Hacker News new | ask | show | jobs
by peepeepoopoo3 1158 days ago
Remember, according to Wikipedia, Benford's law applies to election data in every country except the United States, where the laws of statistics are totally different.
2 comments

Could you please stop posting unsubstantive comments and flamebait? You've unfortunately been doing it repeatedly. It's not what this site is for, and destroys what it is for.

If you wouldn't mind reviewing https://news.ycombinator.com/newsguidelines.html and taking the intended spirit of the site more to heart, we'd be grateful.

No, I don't think I'm Going to Go out and change Everything about my Replies.
For elections, the test should be with the second digit, not the first.

See https://en.m.wikipedia.org/wiki/Benford's_law > Benford's law has also been misapplied to claim election fraud. When applying the law to Joe Biden's election returns for Chicago, Milwaukee, and other localities in the 2020 United States presidential election, the distribution of the first digit did not follow Benford's law. The misapplication was a result of looking at data that was tightly bound in range, which violates the assumption inherent in Benford's law that the range of the data be large. The first digit test was applied to precinct-level data, but because precincts rarely receive more than a few thousand votes or fewer than several dozen, Benford's law cannot be expected to apply. According to Mebane, "It is widely understood that the first digits of precinct vote counts are not useful for trying to diagnose election frauds."

The other examples on this page used the second digit for their election analysis.

Matt Parker did a good video with lots of visuals to explain why Benford's Law works in general, but why it cannot always be simply applied to election results.

https://youtu.be/etx0k1nLn78

Except the other digits failed too.
They are quoting from the Wikipedia article you yourself suggested. You are free to suggest another source.

Wikipedia cites this article:

https://physicsworld.com/a/benfords-law-and-the-2020-us-pres...

> In a working paper published on 10 November, Mebane looks deeper at the US election data using a 2BL test, based on the second digits and Benford’s law digit probabilities, along with other statistical tools.

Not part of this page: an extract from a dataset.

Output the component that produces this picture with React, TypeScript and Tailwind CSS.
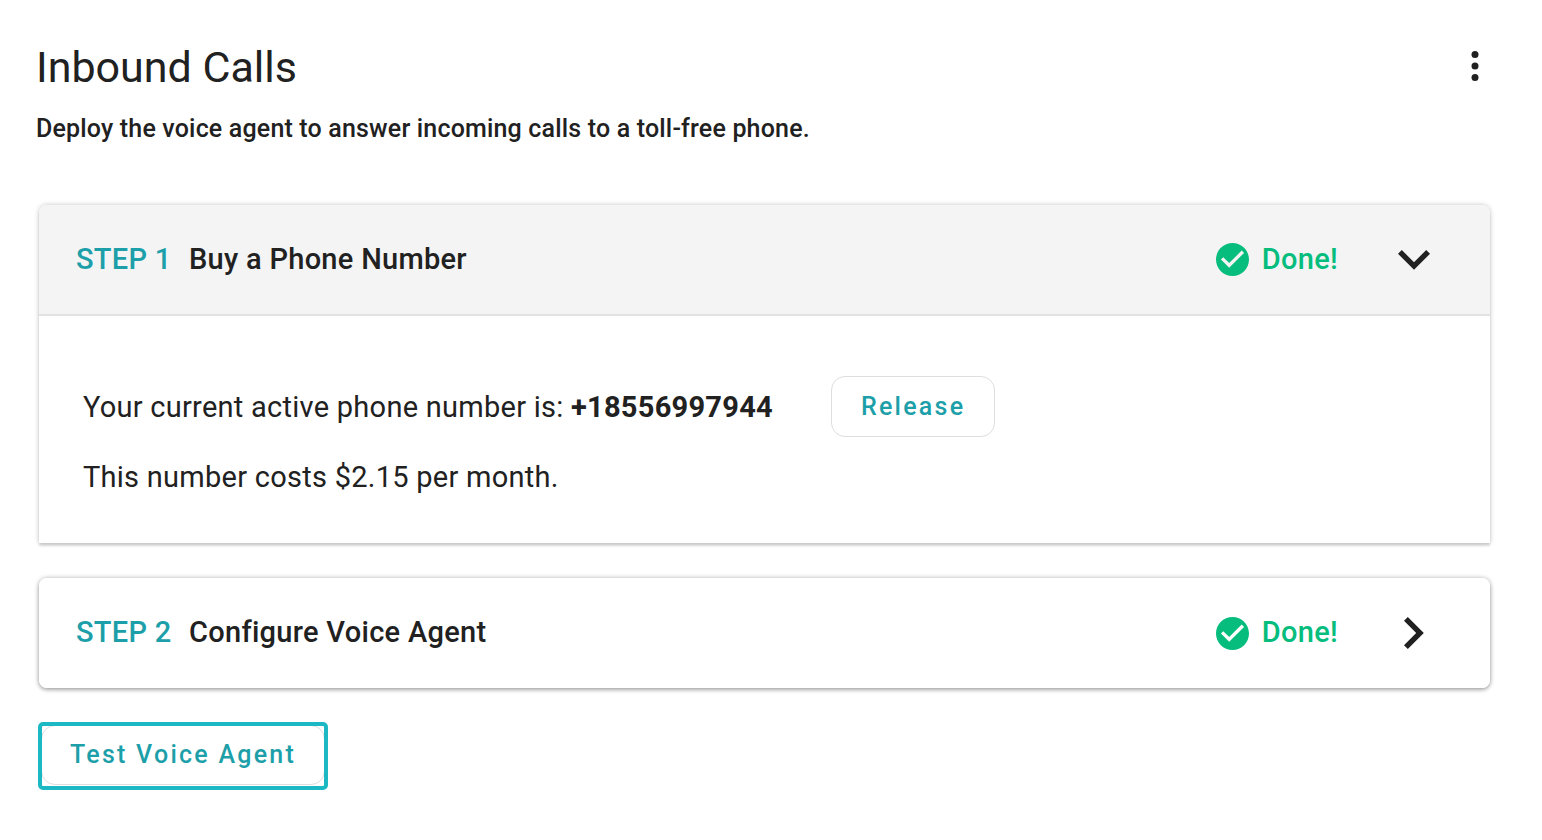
import { useState } from "react";
import type { ReactNode } from "react";

function Done() {
  return (
    <span className="flex items-center gap-[13px] text-[#06bd7e]">
      <svg viewBox="2 2 20 20" className="size-[33px]" fill="currentColor" aria-hidden="true">
        <path d="M12 2C6.48 2 2 6.48 2 12s4.48 10 10 10 10-4.48 10-10S17.52 2 12 2zm-2 15-5-5 1.41-1.41L10 14.17l7.59-7.59L19 8l-9 9z" />
      </svg>
      Done!
    </span>
  );
}

type StepProps = { step: string; title: string; initiallyOpen?: boolean; children?: ReactNode };

function Step({ step, title, initiallyOpen = false, children }: StepProps) {
  const [open, setOpen] = useState(initiallyOpen);
  return (
    <section
      className={
        open
          ? "overflow-hidden rounded-t-lg bg-white shadow-[0_3px_2px_rgba(0,0,0,0.11),0_0_5px_rgba(0,0,0,0.24)]"
          : "overflow-hidden rounded-lg bg-white shadow-[0_2px_4px_rgba(0,0,0,0.26),0_0_5px_rgba(0,0,0,0.24)]"
      }
    >
      <h2>
        <button
          type="button"
          aria-expanded={open}
          onClick={() => setOpen(!open)}
          className={
            open
              ? "flex h-[111px] w-full items-center border-b-2 border-[#e2e2e2] bg-[#f4f4f4] pr-[60px] pl-[37px] text-[29px] font-medium tracking-[0.01em]"
              : "flex h-[110px] w-full items-center bg-white pr-[60px] pl-[37px] text-[29px] font-medium tracking-[0.01em]"
          }
        >
          <span className="w-[113px] text-left text-[#1d9fa9]">{step}</span>
          <span>{title}</span>
          <span className="ml-auto flex items-center gap-[60px]">
            <Done />
            <svg viewBox="0 0 32 32" className={open ? "size-8 rotate-90" : "size-8"} fill="currentColor" aria-hidden="true">
              <path d="M9.8 0 6 3.8 18.2 16 6 28.2 9.8 32l16-16z" />
            </svg>
          </span>
        </button>
      </h2>
      {open && children}
    </section>
  );
}

export default function App() {
  return (
    <main className="pt-10 pr-[52px] pb-10 pl-[39px] font-[Roboto,sans-serif] text-[#212121]">
      <header className="-ml-[3px] flex items-start justify-between">
        <div>
          <h1 className="text-[43px] leading-[54px]">Inbound Calls</h1>
          <p className="mt-5 text-[25px] leading-[30px] font-medium tracking-[0.007em]">
            Deploy the voice agent to answer incoming calls to a toll-free phone.
          </p>
        </div>
        <button type="button" aria-label="More options" className="flex h-[52px] w-[30px] items-center justify-center">
          <svg viewBox="0 0 8 30" className="h-[30px] w-2" fill="currentColor" aria-hidden="true">
            <circle cx="4" cy="3.6" r="3.5" />
            <circle cx="4" cy="15" r="3.5" />
            <circle cx="4" cy="26.4" r="3.5" />
          </svg>
        </button>
      </header>

      <div className="mt-[61px] flex flex-col gap-[35px]">
        <Step step="STEP 1" title="Buy a Phone Number" initiallyOpen>
          <div className="px-11 pt-[60px] pb-[46px] text-[29px] leading-[40px] tracking-[0.009em]">
            <div className="flex items-center gap-[58px]">
              <p>
                Your current active phone number is: <strong className="font-bold">+18556997944</strong>
              </p>
              <button
                type="button"
                className="h-[61px] rounded-[14px] border border-[#dedede] px-[29px] text-[25px] font-medium tracking-[0.09em] text-[#1d9fa9]"
              >
                Release
              </button>
            </div>
            <p className="mt-5">This number costs $2.15 per month.</p>
          </div>
        </Step>
        <Step step="STEP 2" title="Configure Voice Agent" />
      </div>

      <button
        type="button"
        className="relative mt-[37px] ml-[2px] h-[60px] rounded-[14px] border border-[#dedede] px-7 text-[25px] font-medium tracking-[0.09em] text-[#1d9fa9] after:absolute after:-inset-x-1 after:-top-1 after:-bottom-1.5 after:rounded-[5px] after:border-4 after:border-[#1cb8c3]"
      >
        Test Voice Agent
      </button>
    </main>
  );
}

> The bottom line: there are no signs of irregularity in the officially declared precinct vote counts data from Fulton County, GA, Allegheny County, PA, Milwaukee, WI, and Chicago, IL, as some have claimed.

That article cites this paper:

http://www-personal.umich.edu/~wmebane/inapB.pdf

> The vote counts from the four jurisdictions are not final, so one should treat them cautiously. Nonetheless preliminary analysis shows little that suggests there are problems.

Presumably a more up to date source exists now that the votes are finalized. The paper also has a link to the data they used on GitHub if you'd like to see for yourself (and both this & the paper below say they downloaded it from the Secretary of State websites of each state, so presumably you could do that too if you didn't trust this random GitHub).

This paper from MITRE is interesting but doesn't use 2BL. (They don't find any evidence of fraud. They do discuss 2BL in an appendix.)

https://apps.dtic.mil/sti/trecms/pdf/AD1148123.pdf

I remember from an election fraud class in college that the best digits to check on vote counts (particularly in places like Russia) are actually the trailing digits, which should be uniformly distributed. Apparently eastern European fraudsters at this point are sophisticated enough (and have enough leeway to fudge the vote counts) that they can get past checks based on Benford's law, but they are usually too lazy to whiten the trailing digits of their fake numbers.

I was curious about 2020 after the pop science emerged and checked all of these precincts' trailing digits (as well as a few other statistics), and they looked totally fine.